According to an article on SmallBizTrends.com this week, “Small business owners’ expectations for better business conditions over the next six months fell by seven points to a net negative 61%. So far expectations for better conditions have worsened every month this year.” That’s not great news. With rising costs, many businesses are struggling.
When it comes to dealing with these pressures, you have two options to improve revenue: new growth or new marketing efforts. New growth means pursuing new avenues or audiences and expanding. This can be unnerving. New marketing efforts means simply being more deliberate in who you’re trying to reach and how you’ll get there.
Whether you choose expansion of audience or marketing, you need reviews and you need them everywhere. Here are a few ways you can motivate your audience to help.
- Put a link on your website and ask for the review.
- Use a QR code in your physical business that leads straight to a review site. You can change the sites out periodically so that you get reviews on Facebook, Google, Yelp, etc.
- Send a thank you email or postcard to people after they buy and add a request for a review.
- When someone pays you a compliment, thank them, and ask them if they could write a review.
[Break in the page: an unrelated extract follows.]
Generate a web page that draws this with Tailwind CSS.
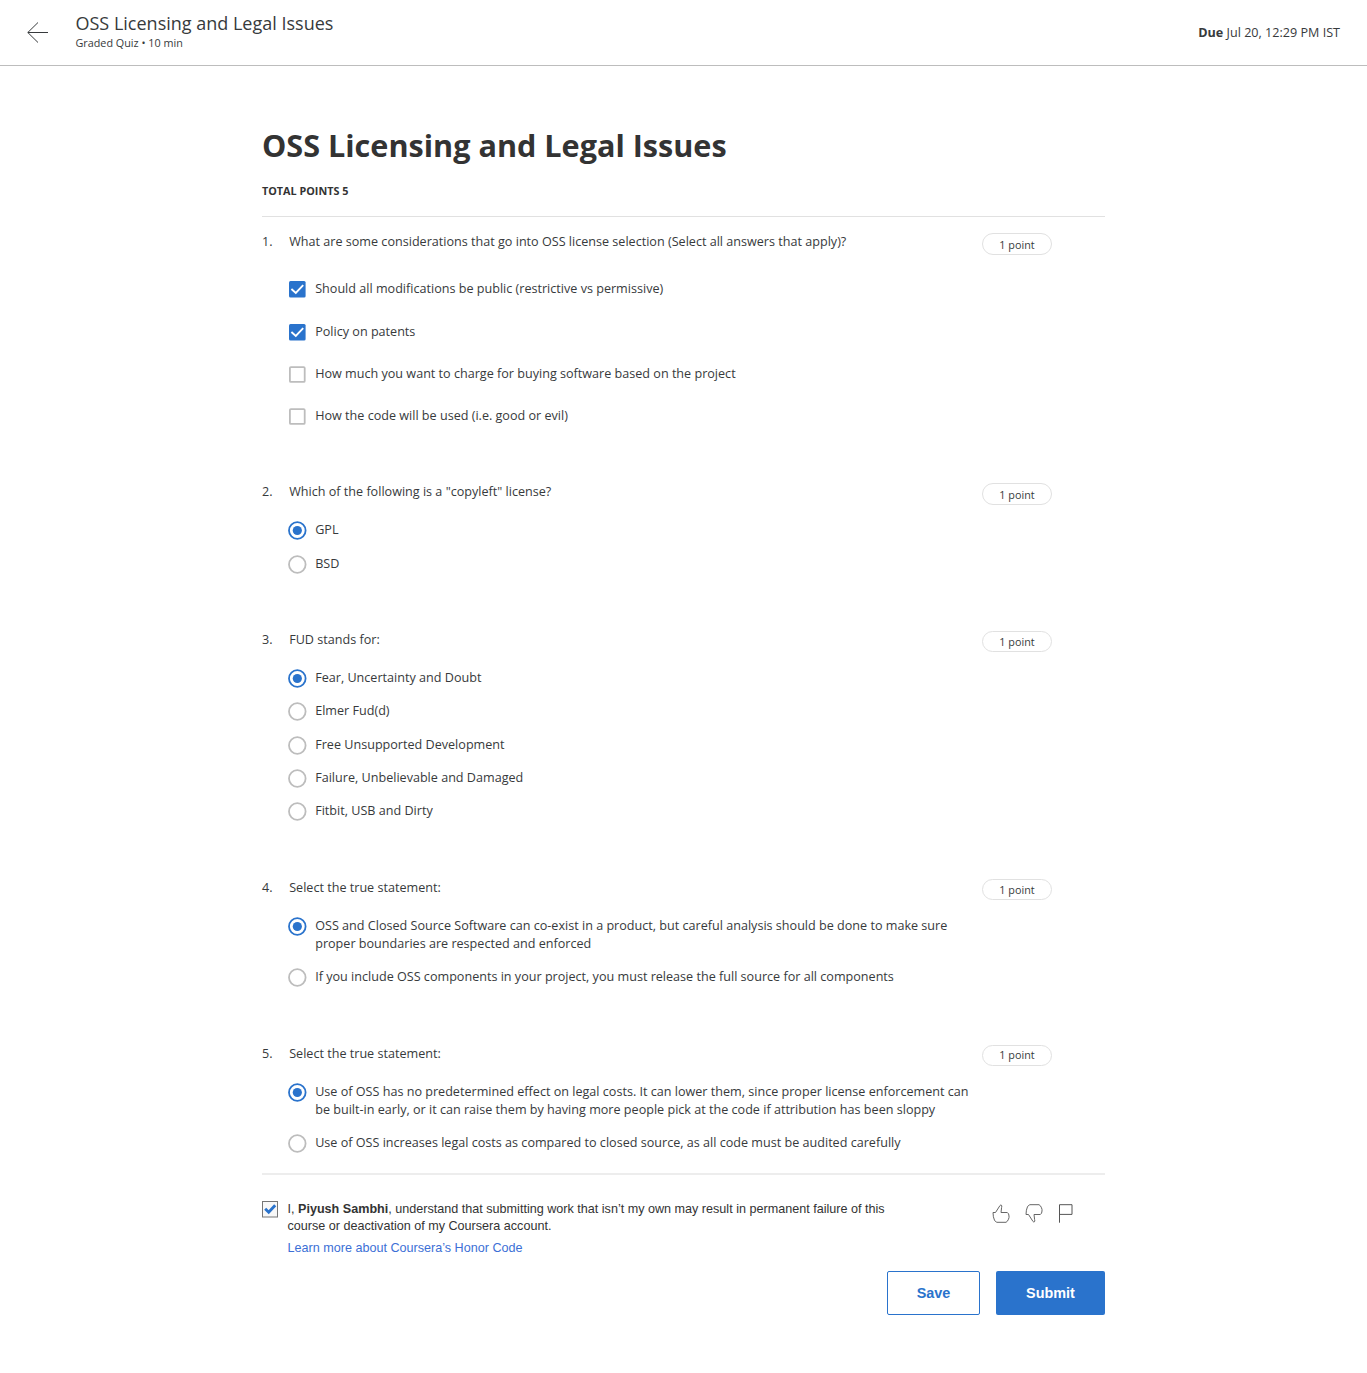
<!DOCTYPE html>
<html lang="en">
<head>
<meta charset="utf-8">
<title>OSS Licensing and Legal Issues</title>
<script src="https://cdn.jsdelivr.net/npm/@tailwindcss/browser@4"></script>
</head>
<body class="bg-white font-['Open_Sans',sans-serif] text-[12.6px] leading-[18px] text-[#373a3c]">
<svg class="hidden">
  <symbol id="check-on" viewBox="0 0 17 17"><rect width="16.6" height="16.6" rx="1.5" fill="#2a73cc"/><path d="M2.4 8 6.8 12 14.2 4.2" fill="none" stroke="#fff" stroke-width="1.9"/></symbol>
  <symbol id="check-off" viewBox="0 0 17 17"><rect x=".9" y="1.1" width="14.8" height="14.8" rx="1" fill="#fff" stroke="#bdbdbd" stroke-width="1.8"/></symbol>
  <symbol id="radio-on" viewBox="0 0 19 19"><circle cx="9.3" cy="9.5" r="8.3" fill="#fff" stroke="#2a73cc" stroke-width="1.8"/><circle cx="9.3" cy="9.5" r="4.6" fill="#2a73cc"/></symbol>
  <symbol id="radio-off" viewBox="0 0 19 19"><circle cx="9.3" cy="9.5" r="8.3" fill="#fff" stroke="#bdbdbd" stroke-width="1.8"/></symbol>
</svg>

<header class="flex h-[66px] justify-between border-b border-[#bdbdbd] pl-[27px] pr-[27px]">
  <div class="flex">
    <svg class="mt-[22px] h-[21px] w-[21px]" viewBox="0 0 21 21" fill="none" stroke="#373a3c" stroke-width="1"><path d="M11 .5 .8 10.5 11 20.5M.8 10.5H21"/></svg>
    <div class="ml-[27.5px] pt-[11px]">
      <div class="text-[18px] leading-6">OSS Licensing and Legal Issues</div>
      <div class="text-[10.8px] leading-4">Graded Quiz • 10 min</div>
    </div>
  </div>
  <div class="pt-6"><b>Due</b> Jul 20, 12:29 PM IST</div>
</header>

<main class="ml-[262px] w-[843px]">
  <h1 class="pt-[57px] text-[30.6px] font-bold leading-[44px] text-[#333]">OSS Licensing and Legal Issues</h1>
  <div class="mt-[15px] h-[35px] border-b border-[#e1e1e1] text-[10.8px] font-bold text-[#333]">TOTAL POINTS 5</div>

  <section class="flex h-[250px] pt-4">
    <div class="w-[27.2px]">1.</div>
    <div class="w-[692.8px]">
      <div>What are some considerations that go into OSS license selection (Select all answers that apply)?</div>
      <div class="mt-[29.4px] flex flex-col gap-[24.3px]">
        <label class="flex"><svg class="mt-px mr-[9px] -mb-2 h-[17px] w-[17px]"><use href="#check-on"/></svg>Should all modifications be public (restrictive vs permissive)</label>
        <label class="flex"><svg class="mt-px mr-[9px] -mb-2 h-[17px] w-[17px]"><use href="#check-on"/></svg>Policy on patents</label>
        <label class="flex"><svg class="mt-px mr-[9px] -mb-2 h-[17px] w-[17px]"><use href="#check-off"/></svg>How much you want to charge for buying software based on the project</label>
        <label class="flex"><svg class="mt-px mr-[9px] -mb-2 h-[17px] w-[17px]"><use href="#check-off"/></svg>How the code will be used (i.e. good or evil)</label>
      </div>
    </div>
    <div class="flex h-[22px] w-[70px] items-center justify-center rounded-full border border-[#e1e1e1] pt-[2px] text-[10.8px]">1 point</div>
  </section>

  <section class="flex h-[148px] pt-4">
    <div class="w-[27.2px]">2.</div>
    <div class="w-[692.8px]">
      <div>Which of the following is a "copyleft" license?</div>
      <div class="-ml-px mt-5 flex flex-col gap-[15.7px]">
        <label class="flex"><svg class="mr-2 h-[19px] w-[19px] -mb-2"><use href="#radio-on"/></svg>GPL</label>
        <label class="flex"><svg class="mr-2 h-[19px] w-[19px] -mb-2"><use href="#radio-off"/></svg>BSD</label>
      </div>
    </div>
    <div class="flex h-[22px] w-[70px] items-center justify-center rounded-full border border-[#e1e1e1] pt-[2px] text-[10.8px]">1 point</div>
  </section>

  <section class="flex h-[247.6px] pt-4">
    <div class="w-[27.2px]">3.</div>
    <div class="w-[692.8px]">
      <div>FUD stands for:</div>
      <div class="-ml-px mt-5 flex flex-col gap-[15.3px]">
        <label class="flex"><svg class="mr-2 h-[19px] w-[19px] -mb-2"><use href="#radio-on"/></svg>Fear, Uncertainty and Doubt</label>
        <label class="flex"><svg class="mr-2 h-[19px] w-[19px] -mb-2"><use href="#radio-off"/></svg>Elmer Fud(d)</label>
        <label class="flex"><svg class="mr-2 h-[19px] w-[19px] -mb-2"><use href="#radio-off"/></svg>Free Unsupported Development</label>
        <label class="flex"><svg class="mr-2 h-[19px] w-[19px] -mb-2"><use href="#radio-off"/></svg>Failure, Unbelievable and Damaged</label>
        <label class="flex"><svg class="mr-2 h-[19px] w-[19px] -mb-2"><use href="#radio-off"/></svg>Fitbit, USB and Dirty</label>
      </div>
    </div>
    <div class="flex h-[21px] w-[70px] items-center justify-center rounded-full border border-[#e1e1e1] pt-px text-[10.8px]">1 point</div>
  </section>

  <section class="flex h-[166px] pt-4">
    <div class="w-[27.2px]">4.</div>
    <div class="w-[692.8px]">
      <div>Select the true statement:</div>
      <div class="-ml-px mt-5 flex flex-col gap-[15.7px]">
        <label class="flex"><svg class="mr-2 h-[19px] w-[19px] -mb-2"><use href="#radio-on"/></svg><span>OSS and Closed Source Software can co-exist in a product, but careful analysis should be done to make sure<br>proper boundaries are respected and enforced</span></label>
        <label class="flex"><svg class="mr-2 h-[19px] w-[19px] -mb-2"><use href="#radio-off"/></svg>If you include OSS components in your project, you must release the full source for all components</label>
      </div>
    </div>
    <div class="flex h-[21px] w-[70px] items-center justify-center rounded-full border border-[#e1e1e1] pt-px text-[10.8px]">1 point</div>
  </section>

  <section class="flex h-[146.4px] border-b-2 border-[#ededed] pt-4">
    <div class="w-[27.2px]">5.</div>
    <div class="w-[692.8px]">
      <div>Select the true statement:</div>
      <div class="-ml-px mt-5 flex flex-col gap-[15.2px]">
        <label class="flex"><svg class="mr-2 h-[19px] w-[19px] -mb-2"><use href="#radio-on"/></svg><span>Use of OSS has no predetermined effect on legal costs. It can lower them, since proper license enforcement can<br>be built-in early, or it can raise them by having more people pick at the code if attribution has been sloppy</span></label>
        <label class="flex"><svg class="mr-2 h-[19px] w-[19px] -mb-2"><use href="#radio-off"/></svg>Use of OSS increases legal costs as compared to closed source, as all code must be audited carefully</label>
      </div>
    </div>
    <div class="flex h-[21px] w-[70px] items-center justify-center rounded-full border border-[#e1e1e1] text-[10.8px]">1 point</div>
  </section>

  <div class="flex h-[96px] pt-[26px] font-['Liberation_Sans',Arial,sans-serif] text-[#333]">
    <svg class="h-[17px] w-[16px]" viewBox="0 0 16 17"><rect x=".5" y=".5" width="15" height="15.5" fill="#f8f8f8" stroke="#767676"/><path d="M3.2 7.8 6.7 11.2 13.2 4.2" fill="none" stroke="#2a73cc" stroke-width="2.9"/></svg>
    <div class="ml-[9.5px] w-[704.5px] leading-[17px]">
      <p>I, <b>Piyush Sambhi</b>, understand that submitting work that isn’t my own may result in permanent failure of this<br>course or deactivation of my Coursera account.</p>
      <a class="mt-[5px] block text-[#3c6fd6]">Learn more about Coursera’s Honor Code</a>
    </div>
    <div class="mt-[3px] flex gap-[15.4px]">
      <svg class="h-[19px] w-[18px]" viewBox="0 0 18 19" fill="none" stroke="#666" stroke-width="1"><path d="M1 8.5H3.5L8 1.5Q8.6.8 9.4 1.2Q10.2 1.7 9.6 3.4L9 8.5H15.3Q17 9.5 17 12V13.5Q16.8 15 15.4 17.2L14 18.3H4.8L2.6 16.6Q1 13 1 8.5Z"/></svg>
      <svg class="h-[19px] w-[18px] -scale-y-100" viewBox="0 0 18 19" fill="none" stroke="#666" stroke-width="1"><path d="M1 8.5H3.5L8 1.5Q8.6.8 9.4 1.2Q10.2 1.7 9.6 3.4L9 8.5H15.3Q17 9.5 17 12V13.5Q16.8 15 15.4 17.2L14 18.3H4.8L2.6 16.6Q1 13 1 8.5Z"/></svg>
      <svg class="h-[19px] w-[14px]" viewBox="0 0 14 19" fill="none" stroke="#555" stroke-width="1"><path d="M.5 18.7V.7H13V10.4H.5"/></svg>
    </div>
  </div>

  <div class="flex justify-end gap-4 font-['Liberation_Sans',Arial,sans-serif] text-[14.4px] font-bold">
    <div role="button" class="flex h-11 w-[93px] items-center justify-center rounded-[2px] border border-[#2a73cc] text-[#2a73cc]">Save</div>
    <div role="button" class="flex h-11 w-[109px] items-center justify-center rounded-[2px] bg-[#2a73cc] text-white">Submit</div>
  </div>
</main>
</body>
</html>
If they decline, ask if they would mind if you used their words in a testimonial.
- Search on social media. People may be talking about you without you realizing. For instance, there may be a local Facebook group where your business is mentioned often. Finding out what these groups are and then listening to what others are saying can give you a lot of great quotes. But don’t grab them and stick them on your site. Reach out to the writer and ask if you can use them or if they’d be willing to copy and paste what they said on a specific review site.
- Add a star rating to your website that allows visitors to give you a quick rating.
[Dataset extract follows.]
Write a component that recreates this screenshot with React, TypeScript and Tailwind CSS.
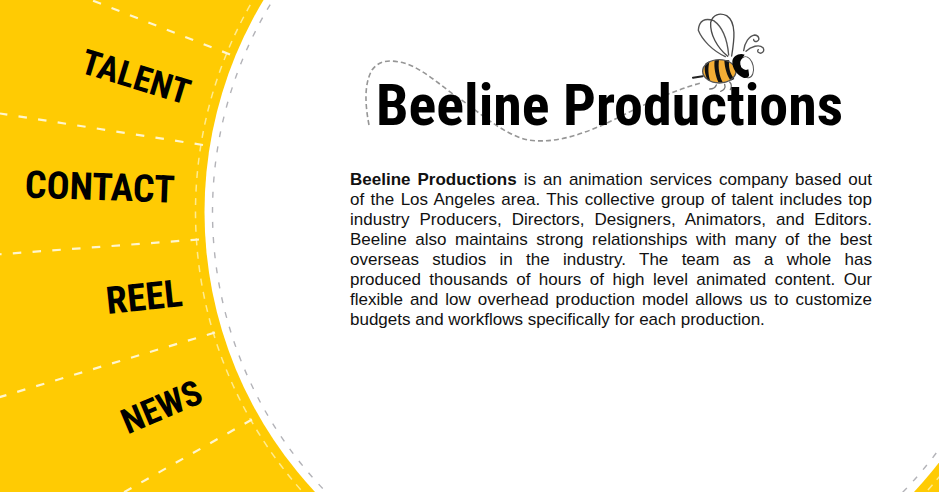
const links = [
  { label: "TALENT", place: "pl-[72px]", turn: "rotate-[17deg] text-[35px]" },
  { label: "CONTACT", place: "pl-0", turn: "rotate-[2deg] text-[38px]" },
  { label: "REEL", place: "pl-[88px]", turn: "rotate-[-6deg] text-[38px]" },
  { label: "NEWS", place: "pl-[124px]", turn: "rotate-[-23deg] text-[35px]" },
];

function Backdrop() {
  return (
    <svg className="absolute inset-0 h-full w-full" aria-hidden="true">
      <circle cx="614.5" cy="212" r="410" fill="#fff" />
      <g fill="none">
        <circle cx="614.5" cy="212" r="402" stroke="#b3b3b8" strokeWidth="1.4" strokeDasharray="6 9.2" />
        <circle cx="614.5" cy="212" r="419" stroke="#ffeb90" strokeWidth="1.5" strokeDasharray="7 6.5" />
        <g stroke="#fff6cf" strokeWidth="2.2" strokeDasharray="8.5 11.3">
          <path d="M230 54.5 76-6" />
          <path d="M203 145 0 113.5" />
          <path d="M199 239.5-10 255" />
          <path d="M215 332.5-10 400" />
          <path d="M252 419.5 105 503" />
        </g>
      </g>
    </svg>
  );
}

function BeeArt() {
  return (
    <svg
      className="pointer-events-none absolute top-0 left-0 h-[160px] w-[510px]"
      viewBox="350 0 510 160"
      fill="none"
      aria-hidden="true"
    >
      <path
        d="M369 125C365 104 364 84 372 70C380 59 392 60 404 63C424 69 442 87 460 99C478 111 502 134 528 140C555 144 583 134 607 123C640 107 670 91 701 83"
        stroke="#969696"
        strokeWidth="1.6"
        strokeDasharray="5 3"
      />
      <g transform="translate(600 0) scale(.3333)" strokeLinecap="round">
        <path d="M279 233 308 229" stroke="#222" strokeWidth="6" />
        <path d="M376 170C336 151 306 119 295 91C297 61 315 53 341 62C369 82 382 119 386 165" stroke="#555" strokeWidth="4" />
        <path d="M383 169C352 143 330 104 332 68C338 42 360 38 380 47C410 67 403 119 395 168" stroke="#4a4a4a" strokeWidth="4" />
        <path d="M431 152C434 128 447 108 464 105C477 106 481 119 471 124C465 126 460 122 461 118" stroke="#555" strokeWidth="4" />
        <path d="M438 154C453 139 478 132 489 143C496 155 484 164 475 157C472 154 473 150 475 149" stroke="#555" strokeWidth="4" />
        <path d="M349 255C346 263 339 267 329 267M374 253C378 264 371 271 362 274M389 246C397 254 394 263 391 269" stroke="#777" strokeWidth="4" />
        <ellipse cx="358" cy="214" rx="50" ry="35" fill="#f4ae35" />
        <path d="M317 190C311 204 315 225 323 240L331 243C325 226 323 203 329 183ZM344 181C341 203 347 229 355 246L369 248C357 226 354 202 357 179ZM373 180C374 205 382 229 392 242L403 237C391 223 384 201 388 181Z" fill="#111" />
        <ellipse cx="358" cy="214" rx="50" ry="35" stroke="#555" strokeWidth="4" />
        <ellipse cx="440" cy="202" rx="20" ry="32" fill="#fff" stroke="#555" strokeWidth="3" transform="rotate(-12 440 202)" />
        <path d="M434 164C417 158 399 168 397 184C396 206 411 226 430 233C441 236 449 230 447 222L445 208L424 202L421 184Z" fill="#050505" />
        <ellipse cx="437" cy="191" rx="16" ry="19" fill="#fff" transform="rotate(-12 437 191)" />
      </g>
    </svg>
  );
}

export default function App() {
  return (
    <div className="relative min-h-screen overflow-hidden bg-[#ffcb03] font-['Liberation_Sans',Arial,sans-serif] text-black">
      <Backdrop />
      <div className="relative flex">
        <nav className="w-[200px] shrink-0 pt-[22px]" aria-label="Main">
          {links.map((link) => (
            <div key={link.label} className={`flex h-[110px] items-center justify-center ${link.place}`}>
              <a
                href={`#${link.label.toLowerCase()}`}
                className={`font-['Roboto_Condensed','DejaVu_Sans_Condensed',sans-serif] leading-none font-bold whitespace-nowrap ${link.turn}`}
              >
                {link.label}
              </a>
            </div>
          ))}
        </nav>
        <main className="min-w-0 flex-1 pr-4 pl-[150px]">
          <header className="relative h-[170px] pt-[71px] pl-[26px]">
            <BeeArt />
            <h1 className="relative font-['Roboto_Condensed','DejaVu_Sans_Condensed',sans-serif] text-[58px] leading-[68px] font-bold whitespace-nowrap">
              Beeline Productions
            </h1>
          </header>
          <p className="max-w-[522px] text-justify text-[17px] leading-5 text-[#111]">
            <strong>Beeline Productions</strong> is an animation services company based out of the Los Angeles area.
            This collective group of talent includes top industry Producers, Directors, Designers, Animators, and
            Editors. Beeline also maintains strong relationships with many of the best overseas studios in the
            industry. The team as a whole has produced&nbsp;thousands of hours of high level animated content. Our
            flexible and low overhead production model allows us to customize budgets&nbsp;and&nbsp;workflows
            specifically for each production.
          </p>
        </main>
      </div>
    </div>
  );
}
- Post reviews openly on your site with a link for people to add their own. Show extreme appreciation for your reviews. If they’re visible and openly appreciated, it may influence visitors to leave their own.
- Thank people for reviewing you, if possible. Let them know you saw it and you appreciate them.
- Reach out to those who left you negative reviews to see what you can do to turn it around. They cared enough to mention the dissatisfaction so see what can be done to turn their negative into a positive.
- Provide a discount coupon (or special bonus) to anyone who leaves a review. Don’t tell them ahead of time. Make it a nice surprise. This one won’t necessarily lead to more reviews but will likely increase sales.
Finally, when you get these wonderful reviews, don’t forget to use parts of them on your site as testimonials or make quotes out of them and use them in your marketing collateral and ads.
Christina Metcalf is a writer/ghostwriter who believes in the power of story. She works with small businesses, chambers of commerce, and business professionals who want to make an impression and grow a loyal customer/member base. She loves road trips, hates exclamation points, and believes the world would be a better place if we all had our own theme song that played when we entered the room. What would yours be?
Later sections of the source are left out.